By Father Casey

Famed author and preacher Barbara Brown Taylor tells a story about a retreat she once attended, at which the facilitator invited everyone to share a story about someone who had been Christ in their lives. One by one, people stood up and started telling stories. One person spoke about a friend who had stayed with her throughout a long illness, though everyone else deserted her. Another person talked about someone who’d stepped into the role of father when his own father had left. The room was aglow with stories of comfort, compassion, and love.

As they were winding down, a woman in the back of the room stood up and said, with some reluctance, “Well, the first thing I thought about when I tried to think who had been Christ to me was, ‘Who in my life has told me the truth so clearly that I wanted to kill him for it?’”[1]

You can imagine how quickly the feel-good deflated from that room. Most Christians I know prefer to think of Jesus as the giver of hugs and pep-talks, someone who tells us we’re great no matter what, and would never make us uncomfortable. But what that woman said contained a powerful and important truth: Jesus is not only the one who comes to comfort and rescue us. Jesus is also the one who speaks the truth so clearly to us that people killed him for it.

That is what happened on the day of Jesus’ first sermon in Nazareth. Last week we heard the part of the story when he reads from the prophet Isaiah: “The spirit of the Lord is upon me, because he has anointed me to bring good news to the poor; he has sent me to proclaim release to the captives.” According to Luke, most folks liked what he had to say.

Up to a point.

Because Jesus goes on to tell them two more stories from Scripture—the story of the widow in Zarephath, and the tale of Naaman the Syrian. These stories are ones where God’s favor falls on unlikely, even hated, “outsiders.” They like this a whole lot less. The mere suggestion that God might care about people they view as detestable is so shocking, that in the blink of any eye, this sweet little congregation gathered for weekly worship turns into a lynch mob, ready to throw Jesus off a cliff.

These are not bad people. Jesus grew up in this village, so these are people with whom he shared nearly 30 years of life, friends, neighbors, and acquaintances. And yet, they simply couldn’t fathom that God’s reign of mercy and love might include their hated enemies. Again, they weren’t bad, but the poison of bias had seeped into their souls and it was strangling their spiritual and moral imagination.
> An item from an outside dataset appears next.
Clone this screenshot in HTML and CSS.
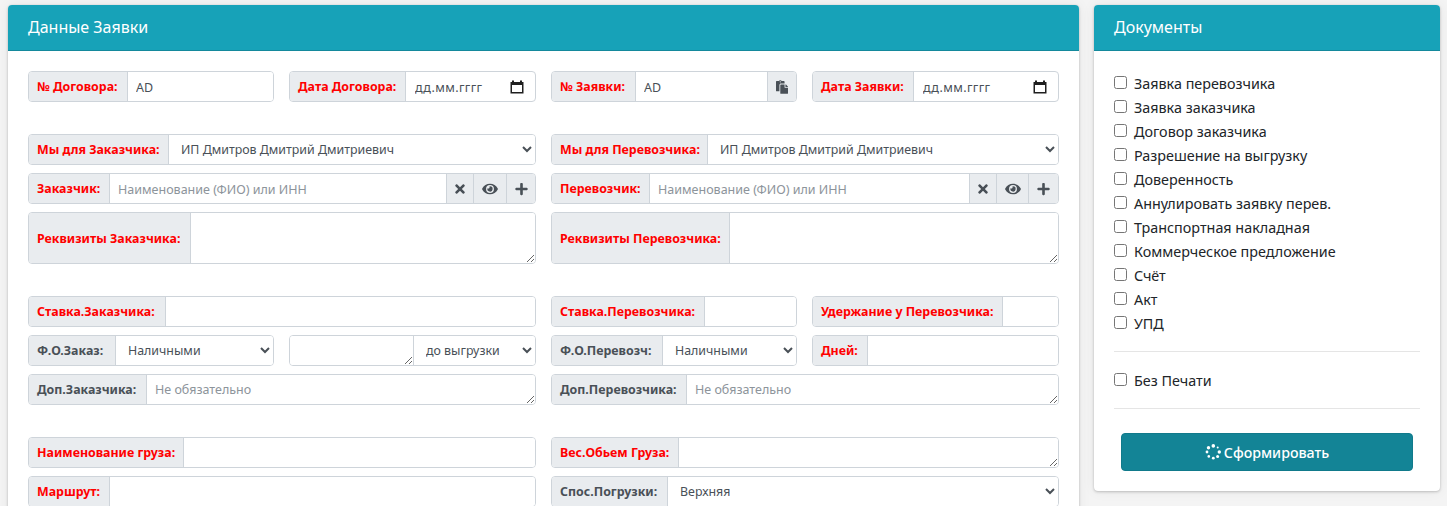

Think about it. When someone tells you your moral imagination is flawed or anemic, do you politely accept their critique? Or do you behave more like the people of Nazareth, spewing a litany of “how dare you’s” and “who the &%#@ do you think you are?!”

There is plenty of rage in our society these days. Rage on social media and cable news. Rage at school board meetings and on airplanes. Rage at restaurants and the checkout counter. And sadly, quite a lot of that rage is brandished by Christians who are angry at a changing world, a world they thought they knew but now seems different in ways that make them uncomfortable, and they seem just as likely to unleash that rage as everyone else.

Which is why it’s so important to remember how Jesus occasionally comes to us in the person who tells us the truth so clearly that we want to throw him off a cliff. Sometimes Jesus is not interested in doling out hugs and pep talks, but rather challenging us with painful truths and provoking us to grow up in ways that are hard. We would do well to pause before letting our anger get the better of us, because maybe the anger is just our sinful nature resenting the idea that we have to change.

At the end of the story, Jesus passes through the midst of the people and goes on his way. The people of Jesus’ own hometown were unwilling to be challenged, unwilling to change or grow, unwilling to believe anything new or different about God. And so, Jesus couldn’t stay in the midst of them. He had to move on.

May he find in us a more welcoming place to dwell, and may we have the grace to recognize and embrace his truth, even when it first makes us want to throw him off the cliff.

 

[1] Barbara Brown Taylor, Home By Another Way (Cowley: Cambridge, 1999), 42.